Le test de liquidité vise notamment à évaluer les développements futurs, lesquels n’apparaissent pas encore dans le bilan. L’application du test de liquidité s’accompagne en principe systématiquement d’une évaluation concrète et pratique qui tient compte des circonstances et des évolutions. Le test n’empêche donc pas que les distributions soient financées par des dettes ou qu’un dividende attribué soit comptabilisé en compte courant.

Si l’organe d’administration n’a pas connaissance de circonstances particulières susceptibles d’avoir un impact sur la position de liquidité dans un avenir raisonnablement prévisible, il peut se baser sur le bilan et une projection des flux de capitaux pour les 12 à 24 prochains mois. Si des circonstances particulières entrent en ligne de compte, l’organe d’administration doit fournir des efforts supplémentaires (utiliser des tableaux de flux de capitaux détaillés, par ex.).

Quid des résultats du test de liquidité ?

Le CSA oblige l’organe d’administration à consigner dans un rapport les résultats du test de liquidité et les données sur lesquelles il se base. Ce rapport n’est toutefois soumis à aucune formalité et ne doit pas être publié. Aucun statut de nullité du rapport n’est même envisagé.

À titre d’exemple, les SRL et SC ayant fait appel à un commissaire sont tenues de lui soumettre le rapport pour contrôle, bien qu’il ne puisse se substituer à l’organe d’administration. Son rôle se limite à vérifier les données comptables et financières sur base desquelles l’organe d’administration a pris une décision.

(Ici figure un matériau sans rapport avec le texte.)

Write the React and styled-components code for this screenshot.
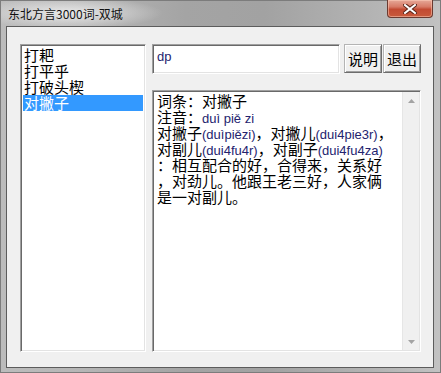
import React from 'react'
import styled, { createGlobalStyle } from 'styled-components'

const cjk = `'Noto Sans CJK SC', 'Noto Sans', sans-serif`
const latin = `'Liberation Sans', 'Noto Sans CJK SC', sans-serif`

const Global = createGlobalStyle`
  html, body {
    margin: 0;
    padding: 0;
    background: #b4b4b4;
  }
  * {
    box-sizing: border-box;
  }
`

const words = ['打耙', '打平乎', '打破头楔', '对撇子']

const lines = [
  [['c', '词条：对撇子']],
  [['c', '注音：'], ['l', 'duì piě zi']],
  [['c', '对撇子'], ['l', '(duìpiězi)'], ['c', '，对撇儿'], ['l', '(dui4pie3r)'], ['c', '，']],
  [['c', '对副儿'], ['l', '(dui4fu4r)'], ['c', '，对副子'], ['l', '(dui4fu4za)']],
  [['c', '：相互配合的好，合得来，关系好']],
  [['c', '，对劲儿。他跟王老三好，人家俩']],
  [['c', '是一对副儿。']]
]

export default function App () {
  return (
    <Window>
      <Global />
      <TitleBar>
        <Title>东北方言3000词-双城</Title>
        <CloseButton>
          <svg width='14' height='10' viewBox='0 0 14 10'>
            <path d='M2 1 L12 9 M12 1 L2 9' stroke='#5a2418' strokeWidth='4' strokeLinecap='square' />
            <path d='M2 1 L12 9 M12 1 L2 9' stroke='#ffffff' strokeWidth='2' strokeLinecap='square' />
          </svg>
        </CloseButton>
      </TitleBar>
      <Client>
        <ListBox>
          {words.map(w => (
            <ListItem key={w} selected={w === '对撇子'}>{w}</ListItem>
          ))}
        </ListBox>
        <RightPane>
          <TopRow>
            <SearchInput defaultValue='dp' readOnly />
            <Button>说明</Button>
            <Button>退出</Button>
          </TopRow>
          <Memo>
            <MemoText>
              {lines.map((line, i) => (
                <Line key={i}>
                  {line.map(([kind, text], j) => kind === 'l'
                    ? <Latin key={j}>{text}</Latin>
                    : <span key={j}>{text}</span>)}
                </Line>
              ))}
            </MemoText>
            <ScrollBar>
              <Arrow>
                <svg width='7' height='4' viewBox='0 0 7 4'><path d='M3.5 0 L7 4 L0 4 Z' fill='#a3a3a3' /></svg>
              </Arrow>
              <Arrow>
                <svg width='7' height='4' viewBox='0 0 7 4'><path d='M0 0 L7 0 L3.5 4 Z' fill='#a3a3a3' /></svg>
              </Arrow>
            </ScrollBar>
          </Memo>
        </RightPane>
      </Client>
    </Window>
  )
}

const Window = styled.div`
  width: 441px;
  height: 373px;
  display: flex;
  flex-direction: column;
  background:
    radial-gradient(ellipse 95px 16px at 68px 13px, rgba(236, 236, 236, 0.95), rgba(236, 236, 236, 0)),
    linear-gradient(90deg, #bcbcbc 0%, #b6b6b6 18%, #a4a4a4 42%, #a2a2a2 60%, #b4b4b4 85%, #c2c2c2 100%);
  box-shadow: inset 0 0 0 1px #7c7c7c;
`

const TitleBar = styled.div`
  height: 26px;
  display: flex;
  align-items: flex-start;
  flex-shrink: 0;
`

const Title = styled.div`
  margin: 6px 0 0 8px;
  font-family: 'Noto Sans CJK SC', 'Liberation Sans', sans-serif;
  font-size: 12px;
  line-height: 15px;
  color: #111;
`

const CloseButton = styled.div`
  margin-left: auto;
  margin-right: 8px;
  width: 46px;
  height: 18px;
  display: flex;
  align-items: center;
  justify-content: center;
  border: 1px solid #6b3a30;
  border-top: none;
  border-radius: 0 0 4px 4px;
  background: linear-gradient(180deg, #e6a898 0%, #d77a66 40%, #c24a32 55%, #c85a3c 100%);
  box-shadow: inset 0 0 0 1px rgba(255, 210, 190, 0.5);
`

const Client = styled.div`
  flex: 1;
  margin: 0 7px 5px 6px;
  border: 1px solid #5c5c5c;
  background: #f0f0f0;
  padding: 17px 12px 15px 13px;
  display: flex;
  gap: 6px;
`

const sunken = `
  border-top: 1px solid #a0a0a0;
  border-left: 1px solid #a0a0a0;
  border-right: 1px solid #ffffff;
  border-bottom: 1px solid #ffffff;
  box-shadow: inset 1px 1px 0 #696969, inset -1px -1px 0 #e3e3e3;
`

const ListBox = styled.div`
  width: 126px;
  ${sunken}
  background: #fff;
  padding: 2px;
  display: flex;
  flex-direction: column;
`

const ListItem = styled.div`
  height: 16px;
  line-height: 16px;
  padding-left: 1px;
  font-family: ${cjk};
  font-size: 15px;
  white-space: nowrap;
  color: ${p => (p.selected ? '#ffffff' : '#000000')};
  background: ${p => (p.selected ? '#3399ff' : 'transparent')};
`

const RightPane = styled.div`
  width: 269px;
  display: flex;
  flex-direction: column;
  gap: 16px;
`

const TopRow = styled.div`
  display: flex;
  align-items: flex-start;
`

const SearchInput = styled.input`
  width: 188px;
  height: 30px;
  margin: 0 4px 0 0;
  ${sunken}
  background: #fff;
  padding: 0 0 6px 4px;
  font-family: ${latin};
  font-size: 13px;
  color: #23236e;
  outline: none;
`

const Button = styled.div`
  width: 38px;
  height: 29px;
  margin-right: 1px;
  display: flex;
  align-items: center;
  justify-content: center;
  background: #f0f0f0;
  border-top: 1px solid #b4b4b4;
  border-left: 1px solid #b4b4b4;
  border-right: 1px solid #6d6d6d;
  border-bottom: 1px solid #6d6d6d;
  box-shadow: inset 1px 1px 0 #ffffff, inset -1px -1px 0 #a0a0a0;
  font-family: ${cjk};
  font-size: 15px;
  color: #000;
  &:last-child {
    margin-right: 0;
  }
`

const Memo = styled.div`
  flex: 1;
  ${sunken}
  background: #fff;
  padding: 1px;
  display: flex;
`

const MemoText = styled.div`
  flex: 1;
  padding: 1px 0 0 3px;
  font-family: ${cjk};
  font-size: 15px;
  line-height: 16px;
  color: #000;
`

const Line = styled.div`
  height: 16px;
  white-space: nowrap;
`

const Latin = styled.span`
  font-family: ${latin};
  font-size: 13px;
  color: #23236e;
`

const ScrollBar = styled.div`
  width: 17px;
  display: flex;
  flex-direction: column;
  justify-content: space-between;
  background: #f0f0f0;
  border-left: 1px solid #e6e6e6;
`

const Arrow = styled.div`
  height: 17px;
  display: flex;
  align-items: center;
  justify-content: center;
`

Quelles sanctions en cas de distributions illégales ?

Les distributions illégales sont sanctionnées par la responsabilité (solidaire) des administrateurs, conformément aux règles générales de la responsabilité des administrateurs.

Dans un souci de protection des créanciers, le CSA prévoit en outre que lorsqu’une distribution a été effectuée en violation du test net d’actif et/ou de liquidité, la société peut récupérer la distribution illégitime auprès des actionnaires. Dans le cas d’une SA, les distributions irrégulières peuvent, conformément à la directive européenne sur le capital, être réclamées aux actionnaires s’ils étaient au courant de l’irrégularité ou, compte tenu des circonstances, s’ils devaient en avoir connaissance. Dans le cas d’une SRL ou d’une SC, le recouvrement est possible indépendamment du fait que l’actionnaire concerné avait connaissance du caractère illégitime de la distribution.

Une autre disposition spécifique aux SRL et SC prévoit l’établissement d’une responsabilité solidaire des membres de l’organe d’administration pour tous les dommages résultant de distributions pour lesquelles l’organe d’administration savait (ou aurait dû savoir) que la société ne serait pas en mesure de rembourser ses dettes dans un avenir proche, à mesure qu’elles devenaient exigibles. Pour conclure sur la responsabilité : une erreur dans l’exécution du test de liquidité doit pouvoir être démontrée dans le chef d’un (ou plusieurs) administrateur(s). La mise en faillite de la société peu après la distribution ne suffit pas. Si un juge constate qu’un (ou plusieurs) administrateur(s) agi(ssen)t manifestement plus imprudemment que ne le ferait un administrateur placé dans les mêmes circonstances, il peut établir la responsabilité de l’administrateur pour tout dommage résultant d’une distribution illégale.

Les administrateurs risquent une sanction pénale en cas de distributions en contradiction avec le test d’actif net ou de non-exécution du test de liquidité. L’amende varie de 50 à 10.000 euros et la peine d’emprisonnement s’étend d’1 mois à 1 an.